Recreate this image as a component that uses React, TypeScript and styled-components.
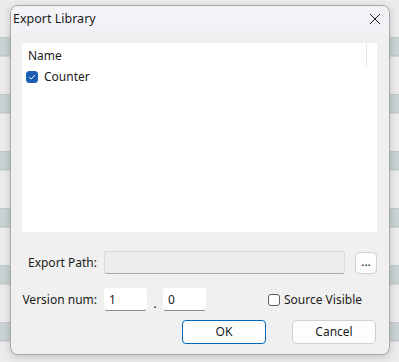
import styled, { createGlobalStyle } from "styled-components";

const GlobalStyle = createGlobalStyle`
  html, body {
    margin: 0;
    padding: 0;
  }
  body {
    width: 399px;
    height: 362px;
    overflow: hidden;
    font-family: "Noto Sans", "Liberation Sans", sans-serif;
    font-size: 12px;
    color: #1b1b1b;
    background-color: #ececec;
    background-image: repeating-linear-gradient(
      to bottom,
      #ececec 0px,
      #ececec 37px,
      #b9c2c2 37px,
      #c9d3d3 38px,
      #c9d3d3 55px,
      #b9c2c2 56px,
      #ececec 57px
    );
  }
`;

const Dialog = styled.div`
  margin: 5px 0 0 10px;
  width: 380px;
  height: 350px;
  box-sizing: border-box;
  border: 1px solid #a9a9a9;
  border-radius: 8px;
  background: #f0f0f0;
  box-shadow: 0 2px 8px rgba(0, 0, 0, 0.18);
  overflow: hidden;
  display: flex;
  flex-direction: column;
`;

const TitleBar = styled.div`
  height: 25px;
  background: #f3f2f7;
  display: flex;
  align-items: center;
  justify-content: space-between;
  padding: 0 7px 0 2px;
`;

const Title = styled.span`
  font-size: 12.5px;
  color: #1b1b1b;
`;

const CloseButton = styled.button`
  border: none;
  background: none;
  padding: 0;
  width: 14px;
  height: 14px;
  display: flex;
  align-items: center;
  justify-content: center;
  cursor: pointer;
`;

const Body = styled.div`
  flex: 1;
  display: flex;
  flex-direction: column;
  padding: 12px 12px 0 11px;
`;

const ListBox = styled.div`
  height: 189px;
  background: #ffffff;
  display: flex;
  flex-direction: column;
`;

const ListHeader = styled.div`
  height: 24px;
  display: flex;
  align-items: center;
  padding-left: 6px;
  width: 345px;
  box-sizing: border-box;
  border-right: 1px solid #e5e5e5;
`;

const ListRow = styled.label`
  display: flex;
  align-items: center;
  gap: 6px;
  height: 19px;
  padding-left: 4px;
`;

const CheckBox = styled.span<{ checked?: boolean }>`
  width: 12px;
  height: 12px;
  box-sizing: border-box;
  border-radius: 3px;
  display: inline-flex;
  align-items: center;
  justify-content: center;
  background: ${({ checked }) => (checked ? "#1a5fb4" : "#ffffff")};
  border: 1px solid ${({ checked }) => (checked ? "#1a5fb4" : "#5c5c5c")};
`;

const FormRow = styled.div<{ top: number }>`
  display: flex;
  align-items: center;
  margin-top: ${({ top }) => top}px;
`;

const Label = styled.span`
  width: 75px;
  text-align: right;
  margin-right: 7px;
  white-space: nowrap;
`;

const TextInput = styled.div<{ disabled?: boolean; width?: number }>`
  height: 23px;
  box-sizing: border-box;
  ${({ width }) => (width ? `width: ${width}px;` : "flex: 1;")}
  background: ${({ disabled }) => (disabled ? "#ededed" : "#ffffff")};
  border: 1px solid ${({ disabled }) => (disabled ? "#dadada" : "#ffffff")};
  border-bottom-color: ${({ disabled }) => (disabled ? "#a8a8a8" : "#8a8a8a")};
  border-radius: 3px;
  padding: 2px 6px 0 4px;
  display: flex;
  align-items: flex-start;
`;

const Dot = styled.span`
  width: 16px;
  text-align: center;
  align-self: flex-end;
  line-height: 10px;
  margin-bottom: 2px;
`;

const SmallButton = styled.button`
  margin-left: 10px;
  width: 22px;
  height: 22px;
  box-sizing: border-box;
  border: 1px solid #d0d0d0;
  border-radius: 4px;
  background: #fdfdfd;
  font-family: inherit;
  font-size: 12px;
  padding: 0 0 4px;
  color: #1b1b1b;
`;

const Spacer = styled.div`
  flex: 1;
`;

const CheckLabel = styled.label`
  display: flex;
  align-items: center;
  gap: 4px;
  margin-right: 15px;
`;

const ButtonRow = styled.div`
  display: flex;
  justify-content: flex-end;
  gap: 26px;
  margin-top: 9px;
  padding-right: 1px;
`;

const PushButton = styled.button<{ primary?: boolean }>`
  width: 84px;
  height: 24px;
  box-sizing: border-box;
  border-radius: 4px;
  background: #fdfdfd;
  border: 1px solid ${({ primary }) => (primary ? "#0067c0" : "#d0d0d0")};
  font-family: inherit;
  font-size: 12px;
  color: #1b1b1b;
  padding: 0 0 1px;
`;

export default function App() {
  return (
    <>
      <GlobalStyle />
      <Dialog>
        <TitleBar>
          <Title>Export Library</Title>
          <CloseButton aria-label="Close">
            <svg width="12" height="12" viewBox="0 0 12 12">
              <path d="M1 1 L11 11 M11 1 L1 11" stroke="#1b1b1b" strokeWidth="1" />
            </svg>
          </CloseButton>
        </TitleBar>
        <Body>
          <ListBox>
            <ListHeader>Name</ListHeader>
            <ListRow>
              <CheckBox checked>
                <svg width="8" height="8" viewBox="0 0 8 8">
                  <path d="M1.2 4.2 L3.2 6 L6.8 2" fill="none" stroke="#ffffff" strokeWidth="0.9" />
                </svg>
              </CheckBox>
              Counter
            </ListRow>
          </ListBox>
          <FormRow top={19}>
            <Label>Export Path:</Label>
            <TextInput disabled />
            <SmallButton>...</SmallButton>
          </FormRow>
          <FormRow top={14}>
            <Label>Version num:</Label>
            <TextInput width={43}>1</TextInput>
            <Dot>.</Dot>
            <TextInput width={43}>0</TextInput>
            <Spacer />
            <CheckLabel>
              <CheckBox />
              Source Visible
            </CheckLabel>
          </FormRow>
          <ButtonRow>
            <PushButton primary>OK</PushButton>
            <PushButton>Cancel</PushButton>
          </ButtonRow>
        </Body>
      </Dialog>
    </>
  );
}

· · · · · · ·

**EXERCISE TASK**
Scan the material for lines with the word "image", and copy each line you find.

**RESULT BELOW**
Recreate this image as a component that uses React, TypeScript and styled-components.
    background-image: repeating-linear-gradient(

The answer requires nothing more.